Investments in foundational system(s) of record for legal and compliance promise to address all three trends, enabling better capture and reuse of work product, reducing the otherwise ad hoc data capture required for ESG reporting, and building datasets that could unlock the potential of analytics and AI. On the hype cycle for legal and compliance technologies there are several related technologies on or near the plateau that can help create such a system of record of that will benefit directly from one.

“Enterprise legal management (ELM) systems continue to advance and provide a compelling option for pulling basic information out of poor-fit channels like email, personal devices or shared drives,” said Hutto. “Even more important than putting them in place is keeping a team on the same page for how the solution should be used. Only then can they enable more effective information sharing for the post-pandemic era of hybrid work, improve accountability and transparency in the legal organization, and enable predictive analytics capabilities.”

Digitally enabled workflows

“Legal and compliance teams face more work to manage than ever before, and the traditional overhead costs are enormous,” said Hutto. “Digitizing the highest volume workflows is both feasible, with mature technologies to do so, and has been shown to have profound results in terms of legal productivity for early adopters – if well managed”

Legal leaders should identify the workloads that are sapping the most time in their departments and target those as a priority. For example, in many organizations, the processes of contract lifecycle management (CLM) are both time consuming and ready for digitization with mature technology to do so. Subject rights requests are another area that can be transformed with technology adoption and currently drain a lot of resources from many legal organizations.

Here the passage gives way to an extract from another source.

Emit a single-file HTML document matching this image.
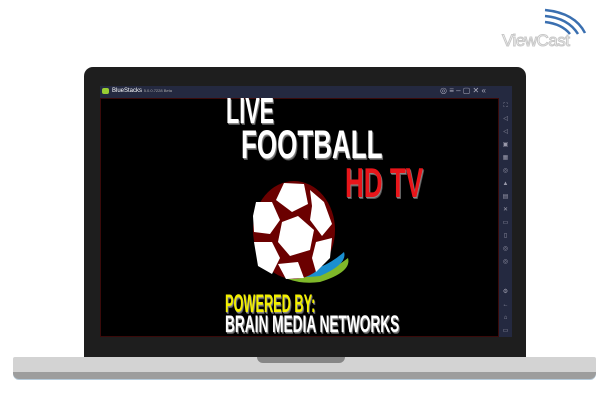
<html><head><style>
body{margin:0;width:602px;height:414px;background:#fff;position:relative;overflow:hidden;font-family:"Liberation Sans",sans-serif}
.a{position:absolute}
.t{position:absolute;font-family:"Liberation Sans",sans-serif;font-weight:bold;line-height:1;white-space:nowrap;transform-origin:0 0;text-shadow:1px 1px 0 #888,2px 2px 0 #555}
</style></head><body>
<div class="a" style="left:84px;top:67px;width:442px;height:292px;background:#1e1e1e;border-radius:9px 9px 0 0"></div>
<div class="a" style="left:13px;top:357px;width:583px;height:15px;background:#d3d3d3;border-radius:2px 2px 0 0"></div>
<div class="a" style="left:13px;top:372px;width:583px;height:7px;background:#9d9d9d;border-radius:0 0 6px 6px;box-shadow:0 1px 0 #b6cbdb"></div>
<div class="a" style="left:257px;top:357px;width:88px;height:6px;background:#868686;border-radius:0 0 6px 6px"></div>
<div class="a" style="left:100px;top:86px;width:412px;height:12px;background:#242940"></div>
<div class="a" style="left:102px;top:88px;width:7px;height:6px;background:#9c3;border-radius:2px"></div>
<div class="a" style="left:112px;top:88px;font-size:6px;color:#fff">BlueStacks <span style="font-size:4px;color:#aaa">5.0.0.7228 Beta</span></div>
<div class="a" style="left:440px;top:86px;font-size:8px;color:#aab">◎ ≡ – ▢ ✕ «</div>
<div class="a" style="left:100px;top:98px;width:399px;height:239px;background:#000;box-shadow:inset 0 0 0 1px #3a0a0a"></div>
<div class="a" style="left:499px;top:98px;width:13px;height:239px;background:#242940"></div>
<div class="a" style="left:502px;top:100px;width:7px;font-size:6px;line-height:13px;color:#99a;text-align:center">⛶<br>◁<br>◁<br>▣<br>▦<br>◎<br>▲<br>▤<br>✕<br>▭<br>▯<br>◎<br>◎</div>
<div class="a" style="left:502px;top:286px;width:7px;font-size:6px;line-height:13px;color:#99a;text-align:center">⚙<br>←<br>⌂<br>▭</div>
<div class="t" style="left:226px;top:93px;font-size:36px;color:#fff;transform:scaleX(.6)">LIVE</div>
<div class="t" style="left:241px;top:125px;font-size:40px;color:#fff;transform:scaleX(.65)">FOOTBALL</div>
<div class="t" style="left:345px;top:162px;font-size:42px;color:#e8151a;transform:scaleX(.62)">HD TV</div>
<svg class="a" style="left:240px;top:180px" width="120" height="110" viewBox="0 0 120 110">
<path d="M30 88 Q70 108 108 78 Q112 92 80 102 Q50 106 30 88Z" fill="#7fb82a"/>
<path d="M30 86 Q70 102 104 72 Q108 84 80 96 Q50 100 30 86Z" fill="#1a8fd0"/>
<ellipse cx="54" cy="50" rx="41" ry="49" fill="#6b0000"/>
<g fill="#fff"><polygon points="44,3 64,4 68,24 52,32 36,20"/><polygon points="16,22 32,22 40,40 30,54 14,52 13,36"/><polygon points="70,10 84,22 92,44 82,56 70,40 72,26"/><polygon points="42,42 58,36 74,50 70,70 50,76 38,62"/><polygon points="14,62 32,62 40,78 32,94 18,86"/><polygon points="76,62 92,58 90,78 76,92 72,78"/><polygon points="38,84 58,82 64,98 46,99"/></g>
</svg>
<div class="t" style="left:225px;top:292px;font-size:25px;color:#f3f000;transform:scaleX(.51)">POWERED BY:</div>
<div class="t" style="left:225px;top:313px;font-size:24px;color:#fff;transform:scaleX(.57)">BRAIN MEDIA NETWORKS</div>
<svg class="a" style="left:540px;top:5px" width="55" height="30"><g fill="none" stroke="#3a6fb0" stroke-width="2.5"><path d="M5 5 Q35 8 45 28"/><path d="M5 11 Q28 13 38 29"/><path d="M5 17 Q22 19 30 29"/></g></svg>
<div class="a" style="left:502px;top:31px;font-size:17px;color:#fff;-webkit-text-stroke:1px #c8c8c8;letter-spacing:-.5px">ViewCast</div>
</body></html>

“Leaders should carefully consider where and how to invest in a given workflow – for instance, a CLM solution with a basic intake method and user-driven workflow routing often delivers greater, more consistent value than an overly complex configuration with poor-fit automations that fails to get off the ground,” said Hutto, adding, “Don’t waste the precious time of your team – on top of the cap-ex on a tech solution – trying tackle the wrong opportunities.”

Digital management of risk

Regulatory volatility, digital business transformation, increasing cyber risks, and the magnitude of information derived from monitored risk and security activities are straining the ability of organizations to manage risk effectively through traditional ‘analog’ means, and the pandemic has only exacerbated this stress.

“Trying to manage the organization’s risk profile without digital investments is not only needlessly time-consuming, but also inadequate,” said Hutto.

“Digital management of risk can help connect disparate processes or stakeholders, deliver unprecedented insight, and will underpin dynamic risk governance – a transformational shift for how organizations should approach risk governance.”

Legal and compliance leaders should look for opportunities to streamline and simplify their risk management and compliance-related activities and improve their understanding of risks through system integration with operational-level data sources, supported by risk program maturity assessment and consulting engagements, as well as augmentation of risk expertise and content through managed services. But companies should approach the replacement of multiple risk management solutions with a single, integrated risk management solution carefully.

While such a strategy should reduce overall spending and improve risk mitigation in theory, organizations face immense complexity harmonizing disparate systems and processes and typically must sacrifice some ‘best-fit’ tooling or workflows enjoyed by individual stakeholder groups.